Industry studies on the lack of females in gaming have also suffered at times from biases of interpretation. Kevin Kelly of Joystiq has suggested that a high degree of circular reasoning is evident when male developers use focus groups and research numbers to determine what kinds of games girls play. After making a bad game that targets those areas suggested by the marketing research, the game's lack of popularity among both genders is often attributed to the incorrect prejudice that "girls don't play games" rather than the true underlying problems such as poor quality and playability of the game. Whereas market data and research are important to reveal that markets exist, argues Kelly, they shouldn't be the guiding factor in how to make a game that appeals to girls. The argument has also been advanced that emphasis on market research is often skewed by the participants in the study. In studies on male gamers of the baby boomer generation, for example, players displayed a marked aversion to violence. The incorrect conclusion that could be drawn from this result—that men dislike violent games—may also be comparable to incorrect conclusions drawn from some female-oriented gaming studies.
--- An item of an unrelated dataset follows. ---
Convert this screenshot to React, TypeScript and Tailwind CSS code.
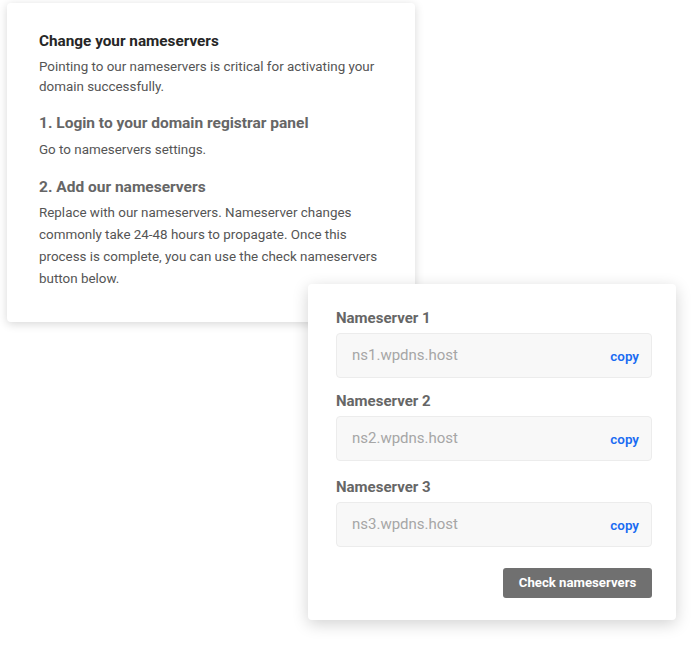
const nameservers = ['ns1.wpdns.host', 'ns2.wpdns.host', 'ns3.wpdns.host'];

function NameserverField({ index, host }: { index: number; host: string }) {
  return (
    <div>
      <div className="text-[15px] font-bold leading-5 text-[#666]">Nameserver {index}</div>
      <div className="mt-[5px] flex h-[45px] items-center justify-between rounded-[4px] border border-[#ececec] bg-[#f8f8f8] pl-[15px] pr-[12px]">
        <span className="text-[15px] text-[#a6a6a6]">{host}</span>
        <span className="pt-[3px] text-[13.4px] font-semibold text-[#1a6cf2]">copy</span>
      </div>
    </div>
  );
}

export default function App() {
  return (
    <div className="h-[650px] w-[695px] overflow-hidden bg-white pt-[3px] font-['Roboto',sans-serif]">
      {/* Instructions card */}
      <div className="relative ml-[7px] h-[319px] w-[408px] rounded-[4px] bg-white px-[32px] pt-[28px] shadow-[0_2px_10px_rgba(0,0,0,0.16)]">
        <h1 className="text-[15.3px] font-bold leading-5 text-[#262626]">Change your nameservers</h1>
        <p className="mt-[6px] text-[13.4px] leading-5 text-[#555]">
          Pointing to our nameservers is critical for activating your domain successfully.
        </p>
        <h2 className="mt-[16px] text-[15.5px] font-bold leading-5 text-[#666]">1. Login to your domain registrar panel</h2>
        <p className="mt-[7px] text-[13.4px] leading-5 text-[#555]">Go to nameservers settings.</p>
        <h2 className="mt-[17px] text-[15.5px] font-bold leading-5 text-[#666]">2. Add our nameservers</h2>
        <p className="mt-[5px] text-[13.4px] leading-[22px] text-[#555]">
          Replace with our nameservers. Nameserver changes commonly take 24-48 hours to propagate. Once this
          process is complete, you can use the check nameservers button below.
        </p>
      </div>

      {/* Nameservers card */}
      <div className="relative z-10 -mt-[38px] ml-[308px] h-[336px] w-[368px] rounded-[4px] bg-white pl-[28px] pr-[24px] pt-[24px] shadow-[0_4px_16px_rgba(0,0,0,0.18)]">
        <NameserverField index={1} host={nameservers[0]} />
        <div className="mt-[13px]">
          <NameserverField index={2} host={nameservers[1]} />
        </div>
        <div className="mt-[16px]">
          <NameserverField index={3} host={nameservers[2]} />
        </div>
        <div className="mt-[21px] flex justify-end">
          <button className="h-[30px] w-[149px] rounded-[3px] bg-[#707070] text-[13.2px] font-bold text-white">
            Check nameservers
          </button>
        </div>
      </div>
    </div>
  );
}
Social and cultural attitudes
Critics attribute the seeming lack of female interest in video games to the negative portrayal of women in video games and to misogynistic attitudes common among professional and hardcore gamers. A 2012 Twitter discussion among women working in games, collated under the hashtag #1reasonwhy, indicated that sexist practices such as the oversexualization of female characters, disinterest in topics that matter to women as well as workplace harassment and unequal pay for men and women were common in the games industry.
Gender biases have entered mainstream culture as well leading to the recognition that when males and females are responding to gaming surveys, context and the nature of the person or group posing the question matters to a considerable degree with males publicly disavowing playing some games such as Dance Dance Revolution while privately playing the game and females disavowing gaming in any form while privately playing video games. Female gamers also face the problem of having few or no role models of the same gender. This makes some of them feel that they should edit their femininity in order to maintain credibility as a gamer, and that they must fit into the caricatured role of the "girl gamer" in order to be accepted.
Some critics have identified parents as partially to blame for perpetuating some of the stereotypes that female gamers face as boys are bought gifts like Xboxes while girls are bought girl-focused games like Barbie or educational games. Furthermore, the purchase of games for children is infrequently accompanied by parental oversight and so parents are often unaware of over-sexualized and other negative images relating to women characters in games. Comparable to a rite of passage, negative stereotyping of all female video game players as "girl gamers" quite often come from male gamers who have themselves been negatively stereotyped by the broader society. The solution to the problem of societal pigeonholing of female gamers is often identified as interventionist work such as the insertion of women into the industry. Activism and specifically female-targeted LAN parties in Scandinavia have helped boost female game playing.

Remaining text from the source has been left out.